Wednesday, March 16, 2022

HARRRUMP DAY

 


Speaking of humps.

I saw where My Pillow Guy Michael (My pillows are soft and so is my head) Lindell has declared that Daylight Savings time is a socialist plot and people shouldn’t observe it. I’m not sure where that incredibly stupid idea came from, but I’m pretty sure what little Mikey really wants is for us to turn the clocks back to 1950 or so.

Another hump of the day is North Carolina’s Congressmoron Madison (My legs don’t work and neither does my brain) Cawthorn.  Mobile Madison was caught on video admitting he carries multiple weapons in his wheelchair into the U.S. Capitol. We already knew he doesn’t carry any common sense into the building.

Also, Tampa Bay QB Tom (Super Bonehead) Brady ruined a lot of folk’s football plans this week by unretiring.  I really don’t know why I don’t like Tom; I just don’t.  Come to think of it, I didn’t like any of The Brady Bunch either.

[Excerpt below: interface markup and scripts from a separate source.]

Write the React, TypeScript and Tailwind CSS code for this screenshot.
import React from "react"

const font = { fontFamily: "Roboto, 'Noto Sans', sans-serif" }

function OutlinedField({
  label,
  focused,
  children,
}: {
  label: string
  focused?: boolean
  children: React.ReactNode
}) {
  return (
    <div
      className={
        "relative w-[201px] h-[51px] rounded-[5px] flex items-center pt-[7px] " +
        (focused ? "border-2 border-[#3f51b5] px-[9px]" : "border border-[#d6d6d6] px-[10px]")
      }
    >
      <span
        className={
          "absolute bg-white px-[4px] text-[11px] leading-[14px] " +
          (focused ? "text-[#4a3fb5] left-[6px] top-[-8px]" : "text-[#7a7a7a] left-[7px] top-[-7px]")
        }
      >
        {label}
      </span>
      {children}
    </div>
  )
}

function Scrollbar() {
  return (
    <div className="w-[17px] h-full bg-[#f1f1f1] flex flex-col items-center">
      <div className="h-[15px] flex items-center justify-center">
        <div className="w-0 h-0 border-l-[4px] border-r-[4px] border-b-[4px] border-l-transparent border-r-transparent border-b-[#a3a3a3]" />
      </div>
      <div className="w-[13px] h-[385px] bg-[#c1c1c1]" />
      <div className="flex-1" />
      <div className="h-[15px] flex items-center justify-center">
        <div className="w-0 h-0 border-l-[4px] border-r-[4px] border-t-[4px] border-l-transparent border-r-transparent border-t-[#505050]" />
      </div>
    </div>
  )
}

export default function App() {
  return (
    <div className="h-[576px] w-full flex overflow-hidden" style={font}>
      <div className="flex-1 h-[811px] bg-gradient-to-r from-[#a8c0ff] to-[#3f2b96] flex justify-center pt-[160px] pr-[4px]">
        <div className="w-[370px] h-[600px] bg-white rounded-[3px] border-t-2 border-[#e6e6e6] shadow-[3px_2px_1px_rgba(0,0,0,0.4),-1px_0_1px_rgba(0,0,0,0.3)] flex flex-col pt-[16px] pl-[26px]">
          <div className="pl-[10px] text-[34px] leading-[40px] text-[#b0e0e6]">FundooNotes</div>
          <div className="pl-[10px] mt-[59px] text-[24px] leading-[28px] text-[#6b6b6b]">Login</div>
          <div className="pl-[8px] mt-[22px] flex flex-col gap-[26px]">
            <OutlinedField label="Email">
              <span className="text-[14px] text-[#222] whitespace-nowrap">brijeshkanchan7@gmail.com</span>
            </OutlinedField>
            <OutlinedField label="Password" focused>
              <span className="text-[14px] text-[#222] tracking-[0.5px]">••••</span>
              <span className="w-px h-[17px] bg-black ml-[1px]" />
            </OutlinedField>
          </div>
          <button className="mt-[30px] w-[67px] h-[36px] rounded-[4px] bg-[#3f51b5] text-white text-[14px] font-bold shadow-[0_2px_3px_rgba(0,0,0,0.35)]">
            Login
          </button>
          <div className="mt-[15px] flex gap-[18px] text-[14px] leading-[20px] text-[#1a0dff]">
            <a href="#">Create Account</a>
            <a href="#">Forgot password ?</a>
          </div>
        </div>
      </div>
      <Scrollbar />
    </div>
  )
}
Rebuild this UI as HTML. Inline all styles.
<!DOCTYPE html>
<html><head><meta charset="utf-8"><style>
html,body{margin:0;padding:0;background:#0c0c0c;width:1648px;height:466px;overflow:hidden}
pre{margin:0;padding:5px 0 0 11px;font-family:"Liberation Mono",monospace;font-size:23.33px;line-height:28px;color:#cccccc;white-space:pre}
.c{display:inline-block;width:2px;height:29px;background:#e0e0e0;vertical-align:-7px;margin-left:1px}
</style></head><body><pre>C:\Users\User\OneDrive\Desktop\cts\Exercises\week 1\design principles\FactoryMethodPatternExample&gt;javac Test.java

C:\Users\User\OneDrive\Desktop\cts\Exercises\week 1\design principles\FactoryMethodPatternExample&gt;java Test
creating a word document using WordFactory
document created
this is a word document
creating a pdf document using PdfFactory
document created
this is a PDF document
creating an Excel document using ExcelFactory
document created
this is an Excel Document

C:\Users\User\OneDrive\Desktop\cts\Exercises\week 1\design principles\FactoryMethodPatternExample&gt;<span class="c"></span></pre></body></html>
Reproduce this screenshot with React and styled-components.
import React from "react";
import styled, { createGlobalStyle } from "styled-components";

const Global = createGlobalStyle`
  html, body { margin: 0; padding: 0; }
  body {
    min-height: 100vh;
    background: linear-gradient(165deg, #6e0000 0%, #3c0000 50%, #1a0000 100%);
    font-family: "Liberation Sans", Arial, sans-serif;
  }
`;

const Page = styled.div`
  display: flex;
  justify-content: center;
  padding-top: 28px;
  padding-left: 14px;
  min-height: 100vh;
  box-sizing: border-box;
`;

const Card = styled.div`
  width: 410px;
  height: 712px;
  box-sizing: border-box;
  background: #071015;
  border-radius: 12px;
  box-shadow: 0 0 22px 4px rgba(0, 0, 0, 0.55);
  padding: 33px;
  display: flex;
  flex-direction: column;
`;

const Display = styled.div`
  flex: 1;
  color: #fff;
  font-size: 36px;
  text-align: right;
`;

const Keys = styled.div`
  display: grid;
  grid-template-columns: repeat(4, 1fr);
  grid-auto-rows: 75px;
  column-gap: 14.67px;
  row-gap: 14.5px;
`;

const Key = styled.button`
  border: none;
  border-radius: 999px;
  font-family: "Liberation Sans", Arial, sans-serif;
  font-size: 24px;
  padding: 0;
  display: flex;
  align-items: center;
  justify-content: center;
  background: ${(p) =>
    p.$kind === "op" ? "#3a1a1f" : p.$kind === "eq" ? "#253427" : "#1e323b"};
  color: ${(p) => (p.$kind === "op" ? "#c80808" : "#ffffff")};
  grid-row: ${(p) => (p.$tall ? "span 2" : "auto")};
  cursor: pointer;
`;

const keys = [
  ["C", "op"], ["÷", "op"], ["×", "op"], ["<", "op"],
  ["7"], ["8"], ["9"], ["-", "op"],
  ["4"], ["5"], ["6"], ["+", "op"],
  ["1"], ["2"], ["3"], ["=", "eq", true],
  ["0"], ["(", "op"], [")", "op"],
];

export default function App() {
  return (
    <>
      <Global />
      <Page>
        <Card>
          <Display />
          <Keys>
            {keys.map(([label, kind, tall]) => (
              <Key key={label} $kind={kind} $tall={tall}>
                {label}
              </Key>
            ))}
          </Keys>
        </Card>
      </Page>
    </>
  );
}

Joining the lump of humps is Florida Governor Ron (Demented) DeSantis who is about to sign Florida’s Don’t Say Gay bill.  The bill would ban discussions around gender and sex in classrooms and keep the talk in restrooms, playgrounds, and back alleys.

 


Today is also National Panda Day. I will be spending the day pandering.

 


Tomorrow is St. Patrick’s Day when we celebrate St. Patrick banishing all snakes from Ireland. Of course, there were no snakes in Ireland to banish. The IRA hadn’t formed yet.  I understand when St. Patrick was first confronted with this fact, he replied “You all can kiss my Blarney Stone.” I plan on celebrating the day green with envy thinking about leprechauns and their pot of gold.